Prompt:
Repeat the material below exactly, with no pictures.

Data block:
* BEGIN *

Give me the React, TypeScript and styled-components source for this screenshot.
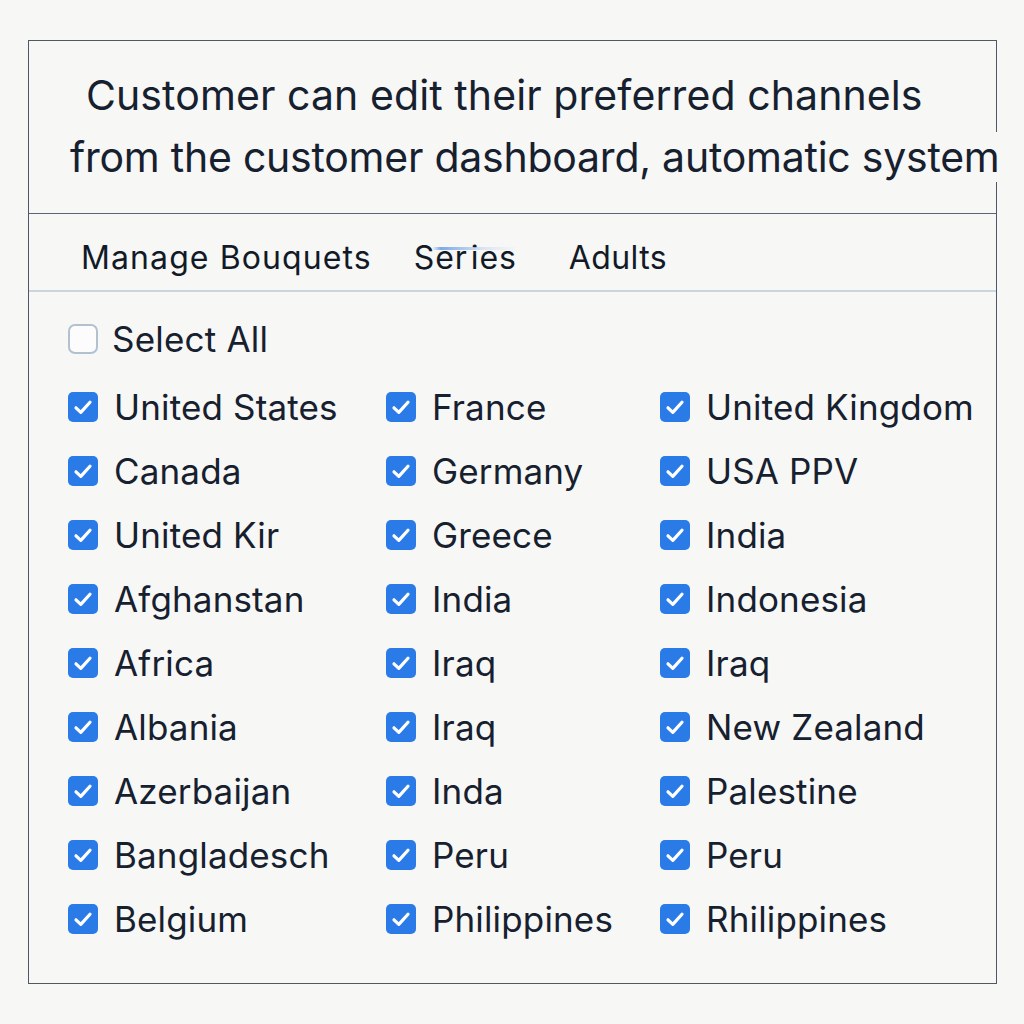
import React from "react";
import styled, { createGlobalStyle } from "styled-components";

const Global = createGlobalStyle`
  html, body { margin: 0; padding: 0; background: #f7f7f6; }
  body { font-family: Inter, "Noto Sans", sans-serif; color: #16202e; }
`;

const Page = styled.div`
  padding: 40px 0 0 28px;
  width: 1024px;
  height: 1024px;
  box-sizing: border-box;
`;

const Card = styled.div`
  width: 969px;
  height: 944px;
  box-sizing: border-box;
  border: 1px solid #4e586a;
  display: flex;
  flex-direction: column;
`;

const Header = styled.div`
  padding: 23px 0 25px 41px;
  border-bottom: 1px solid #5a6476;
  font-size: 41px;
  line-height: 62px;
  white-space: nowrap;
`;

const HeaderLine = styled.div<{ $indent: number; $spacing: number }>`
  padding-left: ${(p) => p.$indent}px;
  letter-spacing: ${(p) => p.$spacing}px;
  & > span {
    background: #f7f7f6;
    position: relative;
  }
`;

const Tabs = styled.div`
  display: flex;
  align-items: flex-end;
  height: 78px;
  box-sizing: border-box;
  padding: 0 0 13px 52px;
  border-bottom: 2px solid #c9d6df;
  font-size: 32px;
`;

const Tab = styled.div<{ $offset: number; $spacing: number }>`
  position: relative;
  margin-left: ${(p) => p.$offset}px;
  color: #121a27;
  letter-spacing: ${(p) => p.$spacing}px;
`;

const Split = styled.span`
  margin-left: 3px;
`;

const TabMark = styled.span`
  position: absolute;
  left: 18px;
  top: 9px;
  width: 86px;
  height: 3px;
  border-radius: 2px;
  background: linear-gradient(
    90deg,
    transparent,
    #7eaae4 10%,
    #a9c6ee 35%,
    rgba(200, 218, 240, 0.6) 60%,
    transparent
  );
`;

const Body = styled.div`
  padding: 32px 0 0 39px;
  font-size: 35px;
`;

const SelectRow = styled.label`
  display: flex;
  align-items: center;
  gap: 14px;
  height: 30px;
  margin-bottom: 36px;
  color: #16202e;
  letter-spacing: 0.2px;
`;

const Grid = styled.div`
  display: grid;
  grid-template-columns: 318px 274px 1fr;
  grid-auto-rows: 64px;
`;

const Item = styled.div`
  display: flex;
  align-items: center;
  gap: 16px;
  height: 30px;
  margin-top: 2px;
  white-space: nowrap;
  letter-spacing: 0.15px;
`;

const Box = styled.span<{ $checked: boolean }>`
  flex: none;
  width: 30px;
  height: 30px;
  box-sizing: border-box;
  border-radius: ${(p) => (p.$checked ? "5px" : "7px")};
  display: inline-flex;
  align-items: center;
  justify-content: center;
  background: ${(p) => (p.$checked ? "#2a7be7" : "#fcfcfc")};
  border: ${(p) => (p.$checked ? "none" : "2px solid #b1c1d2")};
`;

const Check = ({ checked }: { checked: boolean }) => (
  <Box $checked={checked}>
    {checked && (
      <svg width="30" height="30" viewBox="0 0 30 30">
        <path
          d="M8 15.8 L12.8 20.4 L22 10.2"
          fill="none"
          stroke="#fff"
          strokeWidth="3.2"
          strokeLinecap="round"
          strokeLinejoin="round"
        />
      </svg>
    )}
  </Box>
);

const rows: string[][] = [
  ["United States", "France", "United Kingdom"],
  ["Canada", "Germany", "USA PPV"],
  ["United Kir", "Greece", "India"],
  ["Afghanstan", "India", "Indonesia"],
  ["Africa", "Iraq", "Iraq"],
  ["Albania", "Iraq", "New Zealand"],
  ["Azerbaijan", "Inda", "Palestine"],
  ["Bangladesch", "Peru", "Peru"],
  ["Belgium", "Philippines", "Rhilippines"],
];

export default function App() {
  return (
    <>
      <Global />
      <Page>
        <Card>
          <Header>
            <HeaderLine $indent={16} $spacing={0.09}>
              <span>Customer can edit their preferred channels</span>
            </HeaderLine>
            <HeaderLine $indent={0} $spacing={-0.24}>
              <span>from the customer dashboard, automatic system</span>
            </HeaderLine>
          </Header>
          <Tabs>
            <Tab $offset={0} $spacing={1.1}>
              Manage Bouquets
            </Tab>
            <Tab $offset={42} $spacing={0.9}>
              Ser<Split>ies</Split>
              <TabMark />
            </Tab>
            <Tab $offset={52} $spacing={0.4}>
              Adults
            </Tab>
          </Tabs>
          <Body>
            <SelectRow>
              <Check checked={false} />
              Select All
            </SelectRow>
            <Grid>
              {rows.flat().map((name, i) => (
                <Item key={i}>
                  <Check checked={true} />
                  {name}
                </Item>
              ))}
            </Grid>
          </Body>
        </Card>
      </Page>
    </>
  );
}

* END *

Full output:
Give me the React, TypeScript and styled-components source for this screenshot.
import React from "react";
import styled, { createGlobalStyle } from "styled-components";

const Global = createGlobalStyle`
  html, body { margin: 0; padding: 0; background: #f7f7f6; }
  body { font-family: Inter, "Noto Sans", sans-serif; color: #16202e; }
`;

const Page = styled.div`
  padding: 40px 0 0 28px;
  width: 1024px;
  height: 1024px;
  box-sizing: border-box;
`;

const Card = styled.div`
  width: 969px;
  height: 944px;
  box-sizing: border-box;
  border: 1px solid #4e586a;
  display: flex;
  flex-direction: column;
`;

const Header = styled.div`
  padding: 23px 0 25px 41px;
  border-bottom: 1px solid #5a6476;
  font-size: 41px;
  line-height: 62px;
  white-space: nowrap;
`;

const HeaderLine = styled.div<{ $indent: number; $spacing: number }>`
  padding-left: ${(p) => p.$indent}px;
  letter-spacing: ${(p) => p.$spacing}px;
  & > span {
    background: #f7f7f6;
    position: relative;
  }
`;

const Tabs = styled.div`
  display: flex;
  align-items: flex-end;
  height: 78px;
  box-sizing: border-box;
  padding: 0 0 13px 52px;
  border-bottom: 2px solid #c9d6df;
  font-size: 32px;
`;

const Tab = styled.div<{ $offset: number; $spacing: number }>`
  position: relative;
  margin-left: ${(p) => p.$offset}px;
  color: #121a27;
  letter-spacing: ${(p) => p.$spacing}px;
`;

const Split = styled.span`
  margin-left: 3px;
`;

const TabMark = styled.span`
  position: absolute;
  left: 18px;
  top: 9px;
  width: 86px;
  height: 3px;
  border-radius: 2px;
  background: linear-gradient(
    90deg,
    transparent,
    #7eaae4 10%,
    #a9c6ee 35%,
    rgba(200, 218, 240, 0.6) 60%,
    transparent
  );
`;

const Body = styled.div`
  padding: 32px 0 0 39px;
  font-size: 35px;
`;

const SelectRow = styled.label`
  display: flex;
  align-items: center;
  gap: 14px;
  height: 30px;
  margin-bottom: 36px;
  color: #16202e;
  letter-spacing: 0.2px;
`;

const Grid = styled.div`
  display: grid;
  grid-template-columns: 318px 274px 1fr;
  grid-auto-rows: 64px;
`;

const Item = styled.div`
  display: flex;
  align-items: center;
  gap: 16px;
  height: 30px;
  margin-top: 2px;
  white-space: nowrap;
  letter-spacing: 0.15px;
`;

const Box = styled.span<{ $checked: boolean }>`
  flex: none;
  width: 30px;
  height: 30px;
  box-sizing: border-box;
  border-radius: ${(p) => (p.$checked ? "5px" : "7px")};
  display: inline-flex;
  align-items: center;
  justify-content: center;
  background: ${(p) => (p.$checked ? "#2a7be7" : "#fcfcfc")};
  border: ${(p) => (p.$checked ? "none" : "2px solid #b1c1d2")};
`;

const Check = ({ checked }: { checked: boolean }) => (
  <Box $checked={checked}>
    {checked && (
      <svg width="30" height="30" viewBox="0 0 30 30">
        <path
          d="M8 15.8 L12.8 20.4 L22 10.2"
          fill="none"
          stroke="#fff"
          strokeWidth="3.2"
          strokeLinecap="round"
          strokeLinejoin="round"
        />
      </svg>
    )}
  </Box>
);

const rows: string[][] = [
  ["United States", "France", "United Kingdom"],
  ["Canada", "Germany", "USA PPV"],
  ["United Kir", "Greece", "India"],
  ["Afghanstan", "India", "Indonesia"],
  ["Africa", "Iraq", "Iraq"],
  ["Albania", "Iraq", "New Zealand"],
  ["Azerbaijan", "Inda", "Palestine"],
  ["Bangladesch", "Peru", "Peru"],
  ["Belgium", "Philippines", "Rhilippines"],
];

export default function App() {
  return (
    <>
      <Global />
      <Page>
        <Card>
          <Header>
            <HeaderLine $indent={16} $spacing={0.09}>
              <span>Customer can edit their preferred channels</span>
            </HeaderLine>
            <HeaderLine $indent={0} $spacing={-0.24}>
              <span>from the customer dashboard, automatic system</span>
            </HeaderLine>
          </Header>
          <Tabs>
            <Tab $offset={0} $spacing={1.1}>
              Manage Bouquets
            </Tab>
            <Tab $offset={42} $spacing={0.9}>
              Ser<Split>ies</Split>
              <TabMark />
            </Tab>
            <Tab $offset={52} $spacing={0.4}>
              Adults
            </Tab>
          </Tabs>
          <Body>
            <SelectRow>
              <Check checked={false} />
              Select All
            </SelectRow>
            <Grid>
              {rows.flat().map((name, i) => (
                <Item key={i}>
                  <Check checked={true} />
                  {name}
                </Item>
              ))}
            </Grid>
          </Body>
        </Card>
      </Page>
    </>
  );
}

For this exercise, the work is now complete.